### PROMPT:
Using the records that appear below, write out exactly the lines from the one with "Recreate this image" through the one with "const H = 532;", keeping both end lines.

### DATA SHOWN:
-- begin --
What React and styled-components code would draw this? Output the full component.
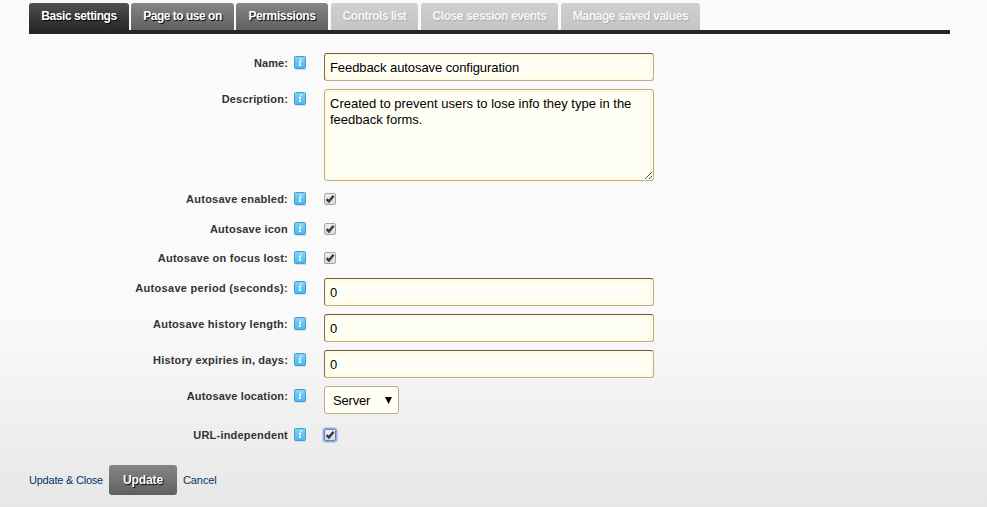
-- end --
-- begin --
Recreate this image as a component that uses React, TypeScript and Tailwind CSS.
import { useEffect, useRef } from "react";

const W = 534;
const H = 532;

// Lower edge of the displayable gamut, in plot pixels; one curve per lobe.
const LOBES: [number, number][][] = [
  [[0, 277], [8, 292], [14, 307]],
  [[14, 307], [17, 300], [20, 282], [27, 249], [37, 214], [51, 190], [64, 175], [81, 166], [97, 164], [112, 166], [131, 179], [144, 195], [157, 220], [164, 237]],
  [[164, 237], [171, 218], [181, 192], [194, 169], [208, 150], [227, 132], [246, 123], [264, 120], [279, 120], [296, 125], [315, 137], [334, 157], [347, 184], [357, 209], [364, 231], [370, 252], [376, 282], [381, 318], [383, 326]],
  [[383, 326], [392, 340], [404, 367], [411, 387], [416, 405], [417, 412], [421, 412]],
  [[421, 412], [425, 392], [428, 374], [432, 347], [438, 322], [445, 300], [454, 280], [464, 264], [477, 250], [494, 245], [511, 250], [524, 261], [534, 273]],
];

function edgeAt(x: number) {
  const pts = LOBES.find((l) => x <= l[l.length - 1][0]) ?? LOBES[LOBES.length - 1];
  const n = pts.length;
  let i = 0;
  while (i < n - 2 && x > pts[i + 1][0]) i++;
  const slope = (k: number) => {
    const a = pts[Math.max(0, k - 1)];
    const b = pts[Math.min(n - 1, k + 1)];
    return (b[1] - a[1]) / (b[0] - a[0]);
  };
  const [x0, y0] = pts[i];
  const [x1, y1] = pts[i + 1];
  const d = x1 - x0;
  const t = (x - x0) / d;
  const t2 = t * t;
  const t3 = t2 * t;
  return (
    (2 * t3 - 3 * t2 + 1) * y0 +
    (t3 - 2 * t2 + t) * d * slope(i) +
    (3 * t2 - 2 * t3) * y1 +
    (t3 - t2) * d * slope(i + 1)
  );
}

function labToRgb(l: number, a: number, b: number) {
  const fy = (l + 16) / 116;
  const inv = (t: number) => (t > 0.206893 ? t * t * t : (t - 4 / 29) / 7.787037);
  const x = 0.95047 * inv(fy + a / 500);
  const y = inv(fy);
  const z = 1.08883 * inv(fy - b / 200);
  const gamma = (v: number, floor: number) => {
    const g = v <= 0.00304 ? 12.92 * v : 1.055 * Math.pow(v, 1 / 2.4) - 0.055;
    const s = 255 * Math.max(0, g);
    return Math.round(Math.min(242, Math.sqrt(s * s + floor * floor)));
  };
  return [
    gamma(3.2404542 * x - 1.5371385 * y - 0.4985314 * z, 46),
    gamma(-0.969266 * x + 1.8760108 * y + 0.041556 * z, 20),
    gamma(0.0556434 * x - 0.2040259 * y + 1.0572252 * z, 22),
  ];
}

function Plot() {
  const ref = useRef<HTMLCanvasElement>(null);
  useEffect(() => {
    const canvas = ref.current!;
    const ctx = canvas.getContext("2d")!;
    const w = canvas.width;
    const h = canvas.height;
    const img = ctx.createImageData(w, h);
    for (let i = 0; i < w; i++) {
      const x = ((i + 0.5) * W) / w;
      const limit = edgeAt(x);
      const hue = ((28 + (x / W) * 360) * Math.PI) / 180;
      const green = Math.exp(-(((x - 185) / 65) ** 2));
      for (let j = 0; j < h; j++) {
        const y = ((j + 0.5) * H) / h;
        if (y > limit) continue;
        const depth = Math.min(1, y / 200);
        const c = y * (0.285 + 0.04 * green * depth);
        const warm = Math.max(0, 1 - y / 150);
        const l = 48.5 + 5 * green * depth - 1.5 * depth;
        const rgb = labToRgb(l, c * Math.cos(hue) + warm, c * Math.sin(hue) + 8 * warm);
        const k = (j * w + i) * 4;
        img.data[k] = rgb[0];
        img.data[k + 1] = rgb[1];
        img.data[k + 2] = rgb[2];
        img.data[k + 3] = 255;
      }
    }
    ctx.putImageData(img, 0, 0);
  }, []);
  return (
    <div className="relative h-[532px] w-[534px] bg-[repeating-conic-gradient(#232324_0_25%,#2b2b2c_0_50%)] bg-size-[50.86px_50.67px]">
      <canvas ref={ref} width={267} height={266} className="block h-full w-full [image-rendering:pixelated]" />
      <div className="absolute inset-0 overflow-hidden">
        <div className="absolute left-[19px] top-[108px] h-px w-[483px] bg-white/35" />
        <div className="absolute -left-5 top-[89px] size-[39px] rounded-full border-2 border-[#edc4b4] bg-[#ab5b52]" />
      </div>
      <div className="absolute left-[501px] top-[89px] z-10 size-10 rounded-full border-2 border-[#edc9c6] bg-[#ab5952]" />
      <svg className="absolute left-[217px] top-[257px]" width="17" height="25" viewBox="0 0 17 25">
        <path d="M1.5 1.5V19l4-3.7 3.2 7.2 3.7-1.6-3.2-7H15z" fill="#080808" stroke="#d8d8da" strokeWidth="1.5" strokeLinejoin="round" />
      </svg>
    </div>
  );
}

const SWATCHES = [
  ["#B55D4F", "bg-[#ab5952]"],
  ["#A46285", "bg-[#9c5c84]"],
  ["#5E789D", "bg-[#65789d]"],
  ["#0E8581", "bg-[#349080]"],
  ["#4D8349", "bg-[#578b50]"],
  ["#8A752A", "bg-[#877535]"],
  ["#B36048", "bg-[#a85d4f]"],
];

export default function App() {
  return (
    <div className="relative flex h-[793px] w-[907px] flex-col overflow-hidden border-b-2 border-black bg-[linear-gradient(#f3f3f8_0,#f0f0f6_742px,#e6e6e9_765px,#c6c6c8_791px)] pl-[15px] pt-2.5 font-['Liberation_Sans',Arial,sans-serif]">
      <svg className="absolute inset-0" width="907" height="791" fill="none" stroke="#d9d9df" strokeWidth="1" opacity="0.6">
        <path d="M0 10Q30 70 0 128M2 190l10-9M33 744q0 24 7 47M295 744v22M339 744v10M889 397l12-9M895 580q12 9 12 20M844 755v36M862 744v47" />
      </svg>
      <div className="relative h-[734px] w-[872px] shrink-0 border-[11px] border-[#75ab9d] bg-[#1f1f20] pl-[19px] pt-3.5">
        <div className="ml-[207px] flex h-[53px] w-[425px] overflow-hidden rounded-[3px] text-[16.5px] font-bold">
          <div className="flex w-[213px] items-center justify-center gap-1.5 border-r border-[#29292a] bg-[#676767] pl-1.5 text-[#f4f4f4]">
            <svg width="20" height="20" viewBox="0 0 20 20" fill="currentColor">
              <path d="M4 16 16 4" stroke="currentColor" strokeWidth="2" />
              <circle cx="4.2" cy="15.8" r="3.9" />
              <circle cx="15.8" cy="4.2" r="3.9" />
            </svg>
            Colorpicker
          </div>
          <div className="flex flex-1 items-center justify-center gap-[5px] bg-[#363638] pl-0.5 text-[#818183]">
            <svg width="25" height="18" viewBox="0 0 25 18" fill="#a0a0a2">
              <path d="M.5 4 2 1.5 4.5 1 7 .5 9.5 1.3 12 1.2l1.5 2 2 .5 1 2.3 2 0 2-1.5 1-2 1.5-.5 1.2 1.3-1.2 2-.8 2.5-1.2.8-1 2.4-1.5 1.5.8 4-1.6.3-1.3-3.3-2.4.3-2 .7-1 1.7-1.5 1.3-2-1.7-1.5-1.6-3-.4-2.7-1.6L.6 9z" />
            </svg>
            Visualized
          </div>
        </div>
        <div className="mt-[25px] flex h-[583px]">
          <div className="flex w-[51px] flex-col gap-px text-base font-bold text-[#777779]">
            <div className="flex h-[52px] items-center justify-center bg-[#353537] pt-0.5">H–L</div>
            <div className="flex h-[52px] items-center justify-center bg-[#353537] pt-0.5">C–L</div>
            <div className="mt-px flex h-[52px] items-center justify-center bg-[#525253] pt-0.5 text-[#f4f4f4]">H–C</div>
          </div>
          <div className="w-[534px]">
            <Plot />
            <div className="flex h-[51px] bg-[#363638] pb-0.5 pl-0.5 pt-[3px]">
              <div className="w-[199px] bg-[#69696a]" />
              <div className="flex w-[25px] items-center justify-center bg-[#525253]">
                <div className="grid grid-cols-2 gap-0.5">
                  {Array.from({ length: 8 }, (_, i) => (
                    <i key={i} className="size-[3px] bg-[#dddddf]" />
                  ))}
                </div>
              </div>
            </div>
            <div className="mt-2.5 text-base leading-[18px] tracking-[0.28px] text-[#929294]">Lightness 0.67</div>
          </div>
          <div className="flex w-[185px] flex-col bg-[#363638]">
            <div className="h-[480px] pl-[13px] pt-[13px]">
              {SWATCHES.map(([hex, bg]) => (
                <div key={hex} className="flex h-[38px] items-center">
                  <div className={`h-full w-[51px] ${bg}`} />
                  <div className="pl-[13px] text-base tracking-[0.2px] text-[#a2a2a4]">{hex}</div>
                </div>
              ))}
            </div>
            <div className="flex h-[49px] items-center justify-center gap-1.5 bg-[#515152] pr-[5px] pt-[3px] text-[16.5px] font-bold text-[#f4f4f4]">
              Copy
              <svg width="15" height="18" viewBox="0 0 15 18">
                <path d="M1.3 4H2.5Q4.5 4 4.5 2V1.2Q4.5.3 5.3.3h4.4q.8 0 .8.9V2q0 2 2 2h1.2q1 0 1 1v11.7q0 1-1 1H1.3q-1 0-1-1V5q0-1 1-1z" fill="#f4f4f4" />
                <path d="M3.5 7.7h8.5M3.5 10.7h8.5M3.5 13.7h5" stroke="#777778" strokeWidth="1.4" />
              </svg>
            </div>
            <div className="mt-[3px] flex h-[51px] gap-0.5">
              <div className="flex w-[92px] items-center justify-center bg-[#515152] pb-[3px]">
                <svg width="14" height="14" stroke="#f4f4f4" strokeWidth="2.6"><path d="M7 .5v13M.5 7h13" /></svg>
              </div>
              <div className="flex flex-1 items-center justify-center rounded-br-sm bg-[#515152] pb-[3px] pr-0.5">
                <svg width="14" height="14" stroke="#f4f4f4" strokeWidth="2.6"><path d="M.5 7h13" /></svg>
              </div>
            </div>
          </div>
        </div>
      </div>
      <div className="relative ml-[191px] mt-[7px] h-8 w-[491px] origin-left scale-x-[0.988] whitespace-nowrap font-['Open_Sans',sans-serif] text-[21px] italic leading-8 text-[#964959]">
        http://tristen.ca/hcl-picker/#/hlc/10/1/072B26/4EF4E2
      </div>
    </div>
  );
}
-- end --
### RESULT:
Recreate this image as a component that uses React, TypeScript and Tailwind CSS.
import { useEffect, useRef } from "react";

const W = 534;
const H = 532;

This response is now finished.